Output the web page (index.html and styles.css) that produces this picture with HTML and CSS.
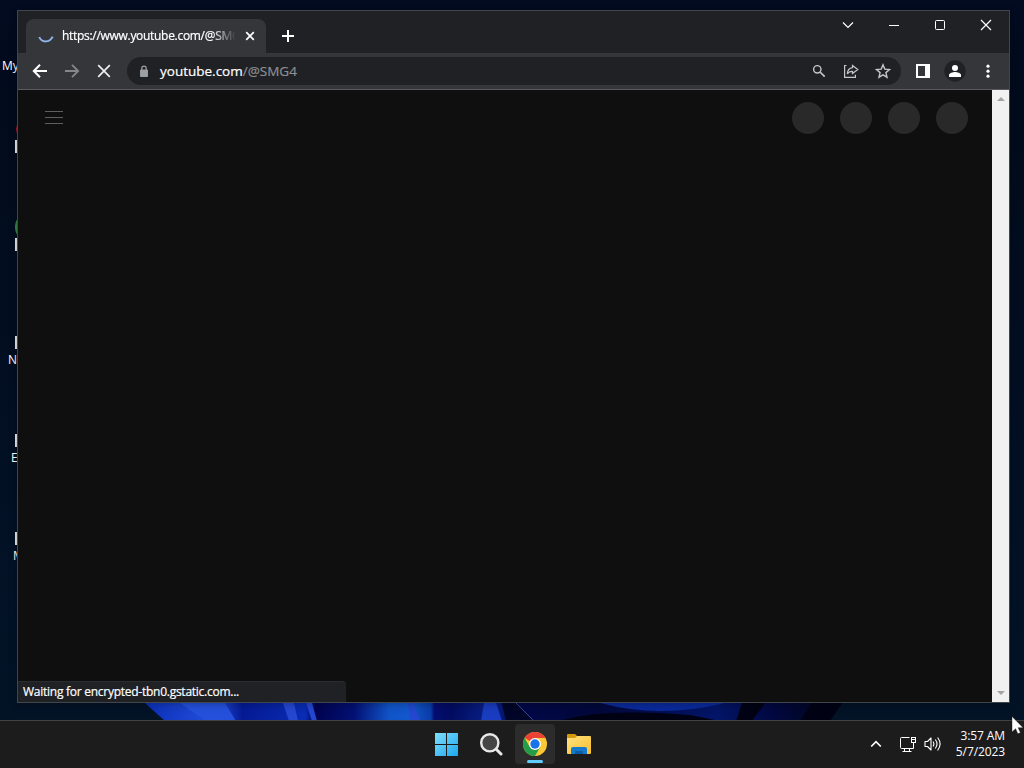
FILE: index.html
```html
<!DOCTYPE html>
<html lang="en">
<head>
  <meta charset="UTF-8">
  <title>youtube.com/@SMG4</title>
  <link rel="stylesheet" href="styles.css">
</head>
<body>
  <div class="desktop">
    <svg class="wallpaper" width="1024" height="18" viewBox="0 0 1024 18">
      <defs>
        <linearGradient id="bloom">
          <stop offset="0" stop-color="#0b2fb8"/>
          <stop offset=".1" stop-color="#2350dc"/>
          <stop offset=".14" stop-color="#051a94"/>
          <stop offset=".23" stop-color="#0a2cb4"/>
          <stop offset=".245" stop-color="#01034f"/>
          <stop offset=".3" stop-color="#031173"/>
          <stop offset=".35" stop-color="#1054c8"/>
          <stop offset=".38" stop-color="#1258cc"/>
          <stop offset=".41" stop-color="#0a3ca8"/>
          <stop offset=".415" stop-color="#030d70"/>
          <stop offset=".44" stop-color="#020c60"/>
          <stop offset=".5" stop-color="#0a238d"/>
          <stop offset=".53" stop-color="#020848"/>
          <stop offset=".65" stop-color="#02083a"/>
          <stop offset=".82" stop-color="#031568"/>
          <stop offset=".9" stop-color="#020840"/>
          <stop offset="1" stop-color="#010514"/>
        </linearGradient>
      </defs>
      <path fill="url(#bloom)" d="M145 0H842L830 18H165Z"/>
      <path fill="#2450dc" d="M180 0H225L236 18H206Z"/>
      <path fill="#2547d0" d="M283 0H294L298 18H289ZM306 0H312L317 18H312ZM408 0H413L420 18H411Z"/>
      <path fill="#1a3cc0" d="M484 0H496L502 18H481Z"/>
      <path fill="#010527" d="M502 0H516L534 18H506Z"/>
      <path fill="#000214" d="M560 18Q600 5 690 12L720 18ZM742 0H765L752 18H736ZM812 0H842L830 18H800Z"/>
      <path fill="none" stroke="#314a9c" d="M516 0L534 18"/>
      <path fill="#0a2a9c" d="M600 0H725Q660 16 600 0Z"/>
    </svg>

    <span class="desktop-label my">My</span>
    <span class="desktop-label net">N</span>
    <span class="desktop-label ed">Es</span>
    <span class="desktop-label mi">M</span>
    <i class="app red"></i>
    <i class="app green"></i>
    <i class="shortcut s1"></i>
    <i class="shortcut s2"></i>
    <i class="shortcut s3"></i>
    <i class="shortcut s4"></i>
    <i class="shortcut s5"></i>

    <div class="window">
      <div class="titlebar">
        <div class="tab">
          <svg class="spinner" width="16" height="16" viewBox="0 0 16 16"><path d="M1.300 9C3.500 14.800 11.500 15 14.700 8.600" fill="none" stroke="#8fb4ea" stroke-width="2"/></svg>
          <span class="tab-title">https://www.youtube.com/@SMG</span>
          <svg class="tab-close" width="10" height="10" viewBox="0 0 10 10"><path d="M1.200 1.200l7.600 7.600m0-7.600L1.200 8.800" stroke="#fff" stroke-width="1.700"/></svg>
        </div>
        <svg class="new-tab" width="12" height="12" viewBox="0 0 12 12"><path d="M6 0v12M0 6h12" stroke="#fff" stroke-width="2"/></svg>
        <div class="controls">
          <svg width="46" height="28" viewBox="0 0 46 28"><path d="M18 11.500l5 5 5-5" fill="none" stroke="#fff" stroke-width="1.200"/></svg>
          <svg width="46" height="28" viewBox="0 0 46 28"><path d="M18 14.500h10" stroke="#fff"/></svg>
          <svg width="46" height="28" viewBox="0 0 46 28"><rect x="18.500" y="9.500" width="9" height="9" rx="1" fill="none" stroke="#fff"/></svg>
          <svg width="46" height="28" viewBox="0 0 46 28"><path d="M18 9l10 10m0-10L18 19" stroke="#fff" stroke-width="1.200"/></svg>
        </div>
      </div>

      <div class="toolbar">
        <div class="nav">
          <svg width="16" height="16" viewBox="0 0 16 16"><path d="M15 8H2.500M8 1.800L1.800 8 8 14.200" fill="none" stroke="#fff" stroke-width="2"/></svg>
          <svg width="16" height="16" viewBox="0 0 16 16"><path d="M1 8h12.500M8 1.800L14.200 8 8 14.200" fill="none" stroke="#85878a" stroke-width="1.800"/></svg>
          <svg width="16" height="16" viewBox="0 0 16 16"><path d="M2.200 2.200l11.600 11.600m0-11.600L2.200 13.800" stroke="#eee" stroke-width="1.700"/></svg>
        </div>
        <div class="omnibox">
          <svg class="lock" width="10" height="13" viewBox="0 0 10 13"><rect x="1" y="4.500" width="8" height="7.500" rx="1" fill="#9aa0a6"/><path d="M2.800 5V3.300a2.200 2.200 0 0 1 4.400 0V5" fill="none" stroke="#9aa0a6" stroke-width="1.200"/></svg>
          <span class="url">youtube.com<span class="path">/@SMG4</span></span>
          <div class="actions">
            <svg width="16" height="16" viewBox="0 0 16 16"><circle cx="6.300" cy="6.300" r="3.700" fill="none" stroke="#c4c7ca" stroke-width="1.400"/><path d="M9 9l4.700 4.700" stroke="#c4c7ca" stroke-width="1.700"/></svg>
            <svg width="16" height="16" viewBox="0 0 16 16"><g fill="none" stroke="#c4c7ca" stroke-width="1.200"><path d="M3.500 2.500H1.600V14.400H12.400V11.800"/><path d="M9.500 2.500L14.800 6.500 9.500 10.500V8.300C7 8.200 5.500 8.900 4.300 10.900 4.500 7.700 6 5.100 9.500 4.700Z"/></g></svg>
            <svg width="16" height="16" viewBox="0 0 16 16"><path d="M8 1.800l1.800 4.300 4.700.4-3.600 3.100 1.100 4.600L8 11.800l-4 2.400 1.100-4.600L1.500 6.500l4.700-.4Z" fill="none" stroke="#c4c7ca" stroke-width="1.400"/></svg>
          </div>
        </div>
        <div class="extras">
          <svg width="14" height="14" viewBox="0 0 14 14"><path d="M1 1h12v12H1z" fill="none" stroke="#fff" stroke-width="2"/><path d="M9 1h4v12H9z" fill="#fff"/></svg>
          <svg width="22" height="22" viewBox="0 0 22 22"><circle cx="11" cy="11" r="10.700" fill="#202124"/><circle cx="11" cy="8" r="3" fill="#fff"/><path d="M5 17v-2c0-2 4-3 6-3s6 1 6 3v2z" fill="#fff"/></svg>
          <svg width="4" height="14" viewBox="0 0 4 14"><g fill="#fff"><circle cx="2" cy="2.200" r="1.600"/><circle cx="2" cy="7.200" r="1.600"/><circle cx="2" cy="12.200" r="1.600"/></g></svg>
        </div>
      </div>

      <div class="viewport">
        <div class="page">
          <div class="masthead">
            <svg width="18" height="14" viewBox="0 0 18 14"><path d="M0 .500h18M0 6.500h18M0 12.500h18" stroke="#5e5e5e"/></svg>
            <div class="skeletons"><i></i><i></i><i></i><i></i></div>
          </div>
          <div class="status"><span>Waiting for encrypted-tbn0.gstatic.com...</span></div>
        </div>
        <div class="scrollbar">
          <svg width="8" height="5" viewBox="0 0 8 5"><path d="M0 5l4-4 4 4z" fill="#a3a3a3"/></svg>
          <svg width="8" height="5" viewBox="0 0 8 5"><path d="M0 0l4 4 4-4z" fill="#a3a3a3"/></svg>
        </div>
      </div>
    </div>

    <div class="taskbar">
      <div class="pinned">
        <div class="task">
          <svg width="24" height="24" viewBox="0 0 24 24">
            <defs><linearGradient id="win" x1="0" y1="0" x2="24" y2="24" gradientUnits="userSpaceOnUse"><stop stop-color="#82e0fc"/><stop offset="1" stop-color="#1aa5ee"/></linearGradient></defs>
            <path fill="url(#win)" d="M0 1h11v11H0zM12 1h11v11H12zM0 13h11v11H0zM12 13h11v11H12z"/>
          </svg>
        </div>
        <div class="task">
          <svg width="24" height="24" viewBox="0 0 24 24"><path d="M17 17l5 5" stroke="#e8e8e8" stroke-width="3" stroke-linecap="round"/><circle cx="10.800" cy="10.800" r="8.600" fill="#454545" stroke="#e8e8e8" stroke-width="2.400"/></svg>
        </div>
        <div class="task active">
          <svg width="24" height="24" viewBox="0 0 24 24">
            <circle cx="12" cy="12" r="12" fill="#fcc934"/>
            <path fill="#ea4335" d="M12 12L1.600 6A12 12 0 0 1 22.400 6H12Z"/>
            <path fill="#249d49" d="M1.600 6A12 12 0 0 0 12 24L17.200 15 12 12 6.800 15Z"/>
            <circle cx="12" cy="12" r="6" fill="#fff"/>
            <circle cx="12" cy="12" r="4.700" fill="#1a73e8"/>
          </svg>
          <i class="running"></i>
        </div>
        <div class="task">
          <svg width="24" height="24" viewBox="0 0 24 24">
            <defs><linearGradient id="folder" x1="0" y1="0" x2="1" y2="1"><stop stop-color="#ffe282"/><stop offset="1" stop-color="#f9be2c"/></linearGradient></defs>
            <path fill="#d49a0c" d="M0 3a1 1 0 0 1 1-1h7l2 2v4H0z"/>
            <path fill="url(#folder)" d="M0 6h8l2-2h13a1 1 0 0 1 1 1v16a1 1 0 0 1-1 1H1a1 1 0 0 1-1-1z"/>
            <path fill="#1479ca" d="M4 22v-5a2 2 0 0 1 2-2h12a2 2 0 0 1 2 2v5z"/>
            <path fill="#0c5da8" d="M8 19h8v3H8z"/>
          </svg>
        </div>
      </div>
      <div class="tray">
        <svg class="chevron" width="12" height="8" viewBox="0 0 12 8"><path d="M1.200 6.500L6 1.700l4.800 4.800" fill="none" stroke="#fff" stroke-width="1.700"/></svg>
        <svg class="network" width="17" height="17" viewBox="0 0 17 17"><g fill="none" stroke="#fff"><path d="M10.500 1.500H2.500a1 1 0 0 0-1 1v9a1 1 0 0 0 1 1h12V7M5.500 12.500v3M10.500 12.500v3M3.500 15.500h9"/><rect x="12.500" y="1.500" width="4" height="5"/><path d="M12.500 3.500h4"/></g></svg>
        <svg class="volume" width="17" height="16" viewBox="0 0 17 16"><g fill="none" stroke="#fff" stroke-width="1.100"><path d="M1 5.500h2.500L7 2v12L3.500 10.500H1z" stroke-linejoin="round"/><path d="M9 5.500q1.800 2.500 0 5M11.300 3.500q3.400 4.500 0 9M13.600 1.500q5 6.500 0 13"/></g></svg>
        <div class="clock"><span>3:57 AM</span><span>5/7/2023</span></div>
      </div>
    </div>

    <svg class="cursor" width="14" height="20" viewBox="0 0 14 20"><path d="M1 .500v15.500l3.600-3.300 2.200 5.100 2.600-1.100-2.200-5h4.900z" fill="#fff" stroke="#111" stroke-width=".4"/></svg>
  </div>
</body>
</html>
```

FILE: styles.css
```css
body {
  margin: 0;
  background: #020b1c;
  font-family: "Open Sans", "Noto Sans", sans-serif;
  font-size: 12px;
  color: #fff;
}

svg {
  display: block;
  flex: none;
}

.desktop {
  position: relative;
  display: flex;
  flex-direction: column;
  justify-content: flex-end;
  width: 1024px;
  height: 768px;
  overflow: hidden;
  background: linear-gradient(#020b20, #020b1b 15%, #021024 60%, #031427);
}

.wallpaper {
  position: absolute;
  left: 0;
  top: 703px;
}

/* desktop icons, mostly covered by the browser */
.desktop-label {
  position: absolute;
  line-height: 16px;
}

.my { left: 2px; top: 58px; }
.net { left: 8px; top: 352px; }
.ed { left: 11px; top: 450px; }
.mi { left: 13px; top: 548px; }

.shortcut {
  position: absolute;
  left: 15px;
  width: 12px;
  height: 13px;
  background: #e8e8ec;
}

.s1 { top: 140px; }
.s2 { top: 238px; }
.s3 { top: 336px; }
.s4 { top: 434px; }
.s5 { top: 532px; }

.app {
  position: absolute;
  border-radius: 50%;
}

.red {
  left: 16px;
  top: 119px;
  width: 20px;
  height: 20px;
  background: #a51d2d;
}

.green {
  left: 15px;
  top: 211px;
  width: 32px;
  height: 32px;
  background: #398548;
}

.window {
  position: absolute;
  left: 17px;
  top: 10px;
  display: flex;
  flex-direction: column;
  box-sizing: border-box;
  width: 993px;
  height: 693px;
  border: 1px solid #41464d;
  background: #0f0f0f;
  box-shadow: 0 2px 8px rgba(0, 0, 0, 0.25);
}

.titlebar {
  display: flex;
  height: 42px;
  padding-left: 8px;
  background: #202124;
}

.tab {
  display: flex;
  align-items: center;
  box-sizing: border-box;
  width: 240px;
  height: 34px;
  margin-top: 8px;
  padding: 0 11px 0 12px;
  border-radius: 8px 8px 0 0;
  background: #35363a;
}

.tab-title {
  width: 174px;
  margin: 0 9px 2px 8px;
  overflow: hidden;
  white-space: nowrap;
  letter-spacing: -0.3px;
  -webkit-text-stroke: 0.2px;
  -webkit-mask-image: linear-gradient(90deg, #000 86%, transparent);
  mask-image: linear-gradient(90deg, #000 86%, transparent);
}

.new-tab {
  margin: 19px 0 0 16px;
}

.controls {
  display: flex;
  margin-left: auto;
}

.toolbar {
  display: flex;
  align-items: center;
  height: 36px;
  border-bottom: 1px solid #5a5b5e;
  background: #35363a;
}

.nav {
  display: flex;
  gap: 16px;
  padding: 0 15px 0 14px;
}

.omnibox {
  display: flex;
  align-items: center;
  box-sizing: border-box;
  width: 774px;
  height: 28px;
  padding: 0 10px 0 12px;
  border-radius: 14px;
  background: #202124;
}

.url {
  margin-left: 11px;
  font-size: 13.500px;
  -webkit-text-stroke: 0.2px;
}

.path {
  color: #8b8f94;
}

.actions {
  display: flex;
  gap: 16px;
  margin-left: auto;
}

.extras {
  display: flex;
  align-items: center;
  margin-left: 15px;
}

.extras svg:nth-child(2) {
  margin: 0 20px 0 14px;
}

.viewport {
  display: flex;
  flex: 1;
}

.page {
  display: flex;
  flex: 1;
  flex-direction: column;
  justify-content: space-between;
}

.masthead {
  display: flex;
  align-items: center;
  justify-content: space-between;
  height: 56px;
  padding: 0 24px 0 27px;
}

.skeletons {
  display: flex;
  gap: 16px;
}

.skeletons i {
  width: 32px;
  height: 32px;
  border-radius: 50%;
  background: #292929;
}

.status {
  box-sizing: border-box;
  width: 328px;
  height: 21px;
  padding-left: 5px;
  border-top: 1px solid #2b2c2f;
  border-radius: 0 4px 0 0;
  background: #202124;
  line-height: 19px;
  letter-spacing: -0.26px;
  -webkit-text-stroke: 0.2px;
}

.scrollbar {
  display: flex;
  flex-direction: column;
  align-items: center;
  justify-content: space-between;
  box-sizing: border-box;
  width: 17px;
  padding: 6px 0;
  background: #f1f1f1;
}

.taskbar {
  position: relative;
  display: flex;
  justify-content: center;
  box-sizing: border-box;
  height: 48px;
  padding-bottom: 1px;
  border-top: 1px solid #404346;
  background: #1c1c1c;
}

.pinned {
  display: flex;
  align-items: center;
  gap: 4px;
  padding-left: 2px;
}

.task {
  position: relative;
  display: flex;
  align-items: center;
  justify-content: center;
  width: 40px;
  height: 40px;
  border-radius: 4px;
}

.active {
  background: #2c2c2c;
}

.running {
  position: absolute;
  left: 12px;
  bottom: 1px;
  width: 16px;
  height: 3px;
  border-radius: 2px;
  background: #60cdff;
}

.tray {
  position: absolute;
  right: 19px;
  top: 0;
  display: flex;
  align-items: center;
  height: 46px;
}

.network {
  margin-left: 17px;
}

.volume {
  margin-left: 8px;
}

.clock {
  display: flex;
  flex-direction: column;
  width: 64px;
  text-align: right;
  line-height: 16px;
  letter-spacing: -0.1px;
}

.cursor {
  position: absolute;
  left: 1011px;
  top: 716px;
}
```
....
Set exercise
Pull every line containing "styles" from the data.

Result of this exercise
Output the web page (index.html and styles.css) that produces this picture with HTML and CSS.
  <link rel="stylesheet" href="styles.css">
FILE: styles.css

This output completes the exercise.